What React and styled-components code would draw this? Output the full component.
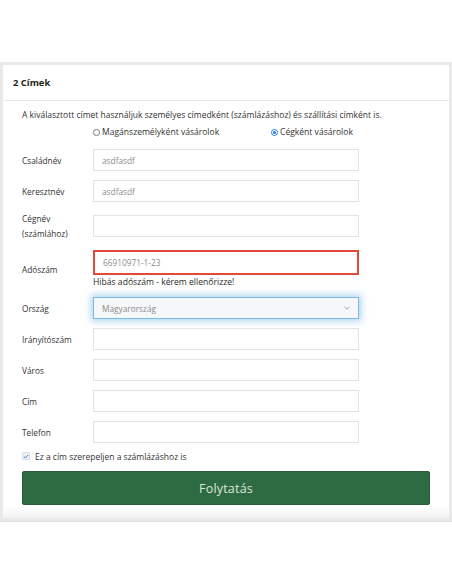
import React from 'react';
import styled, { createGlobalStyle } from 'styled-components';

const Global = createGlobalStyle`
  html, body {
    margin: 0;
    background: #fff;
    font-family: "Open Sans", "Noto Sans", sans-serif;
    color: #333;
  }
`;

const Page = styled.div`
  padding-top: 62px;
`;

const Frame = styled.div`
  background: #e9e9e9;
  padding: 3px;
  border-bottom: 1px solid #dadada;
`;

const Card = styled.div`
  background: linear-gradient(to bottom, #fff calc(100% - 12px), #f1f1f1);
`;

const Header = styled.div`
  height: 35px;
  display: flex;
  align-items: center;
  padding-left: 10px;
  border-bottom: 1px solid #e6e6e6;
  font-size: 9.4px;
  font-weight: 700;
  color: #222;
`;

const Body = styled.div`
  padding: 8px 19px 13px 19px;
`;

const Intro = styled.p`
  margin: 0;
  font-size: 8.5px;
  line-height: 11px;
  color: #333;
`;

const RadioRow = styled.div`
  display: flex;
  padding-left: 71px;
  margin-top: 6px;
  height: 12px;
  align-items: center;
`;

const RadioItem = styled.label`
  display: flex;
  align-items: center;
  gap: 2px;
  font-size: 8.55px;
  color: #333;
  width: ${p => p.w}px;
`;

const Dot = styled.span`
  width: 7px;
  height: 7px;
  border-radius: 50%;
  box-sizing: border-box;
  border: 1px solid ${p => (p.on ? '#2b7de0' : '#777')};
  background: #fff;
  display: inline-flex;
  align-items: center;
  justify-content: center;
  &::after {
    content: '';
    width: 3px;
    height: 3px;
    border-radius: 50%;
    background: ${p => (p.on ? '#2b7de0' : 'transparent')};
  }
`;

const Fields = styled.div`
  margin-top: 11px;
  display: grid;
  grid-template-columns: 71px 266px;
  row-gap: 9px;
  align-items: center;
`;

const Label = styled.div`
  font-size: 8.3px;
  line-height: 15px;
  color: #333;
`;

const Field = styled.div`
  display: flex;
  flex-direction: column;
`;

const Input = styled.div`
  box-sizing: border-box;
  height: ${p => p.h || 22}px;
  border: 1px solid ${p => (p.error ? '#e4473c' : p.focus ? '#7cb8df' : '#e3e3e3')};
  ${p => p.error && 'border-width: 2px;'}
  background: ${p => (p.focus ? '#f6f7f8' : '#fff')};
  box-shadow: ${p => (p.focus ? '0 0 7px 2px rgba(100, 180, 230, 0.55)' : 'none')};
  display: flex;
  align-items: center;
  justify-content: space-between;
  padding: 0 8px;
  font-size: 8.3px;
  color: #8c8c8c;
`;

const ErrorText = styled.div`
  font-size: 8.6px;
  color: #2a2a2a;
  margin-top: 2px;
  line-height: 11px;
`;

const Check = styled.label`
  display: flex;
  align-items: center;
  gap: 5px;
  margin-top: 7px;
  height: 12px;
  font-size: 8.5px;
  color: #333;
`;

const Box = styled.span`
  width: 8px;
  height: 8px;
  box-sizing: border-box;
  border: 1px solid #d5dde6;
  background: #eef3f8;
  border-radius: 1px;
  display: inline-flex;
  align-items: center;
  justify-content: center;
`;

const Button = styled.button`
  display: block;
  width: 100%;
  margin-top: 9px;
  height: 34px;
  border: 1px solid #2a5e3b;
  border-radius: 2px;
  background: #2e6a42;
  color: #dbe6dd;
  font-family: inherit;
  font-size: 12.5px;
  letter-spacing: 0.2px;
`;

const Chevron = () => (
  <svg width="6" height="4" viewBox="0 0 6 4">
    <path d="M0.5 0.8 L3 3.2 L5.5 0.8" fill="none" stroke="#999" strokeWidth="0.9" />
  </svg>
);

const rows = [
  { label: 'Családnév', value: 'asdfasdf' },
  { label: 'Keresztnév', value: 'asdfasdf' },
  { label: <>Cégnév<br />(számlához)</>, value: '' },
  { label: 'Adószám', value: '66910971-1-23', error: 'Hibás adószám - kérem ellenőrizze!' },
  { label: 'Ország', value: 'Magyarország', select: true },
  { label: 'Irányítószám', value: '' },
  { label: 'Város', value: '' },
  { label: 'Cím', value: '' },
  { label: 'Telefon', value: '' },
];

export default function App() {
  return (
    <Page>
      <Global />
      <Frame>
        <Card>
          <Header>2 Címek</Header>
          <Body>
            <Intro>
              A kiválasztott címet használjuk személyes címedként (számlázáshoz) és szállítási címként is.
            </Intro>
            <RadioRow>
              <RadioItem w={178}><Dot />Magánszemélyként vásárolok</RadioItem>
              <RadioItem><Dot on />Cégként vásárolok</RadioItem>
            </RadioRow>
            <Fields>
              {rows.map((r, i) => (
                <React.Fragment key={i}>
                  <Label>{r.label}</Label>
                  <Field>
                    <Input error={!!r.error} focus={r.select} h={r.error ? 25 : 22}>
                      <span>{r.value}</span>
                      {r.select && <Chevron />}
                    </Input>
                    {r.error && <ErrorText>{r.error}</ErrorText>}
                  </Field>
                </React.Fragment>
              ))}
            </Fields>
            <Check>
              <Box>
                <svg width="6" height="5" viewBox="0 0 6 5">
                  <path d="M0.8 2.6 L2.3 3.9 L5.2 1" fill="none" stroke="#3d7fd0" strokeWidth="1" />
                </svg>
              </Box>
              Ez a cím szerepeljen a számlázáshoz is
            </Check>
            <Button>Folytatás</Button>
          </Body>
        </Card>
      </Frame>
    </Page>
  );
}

**DIRECTIONS:** Choose all lines containing the string "components" and copy them out.

**PROBLEM SOLUTION:**
What React and styled-components code would draw this? Output the full component.
import styled, { createGlobalStyle } from 'styled-components';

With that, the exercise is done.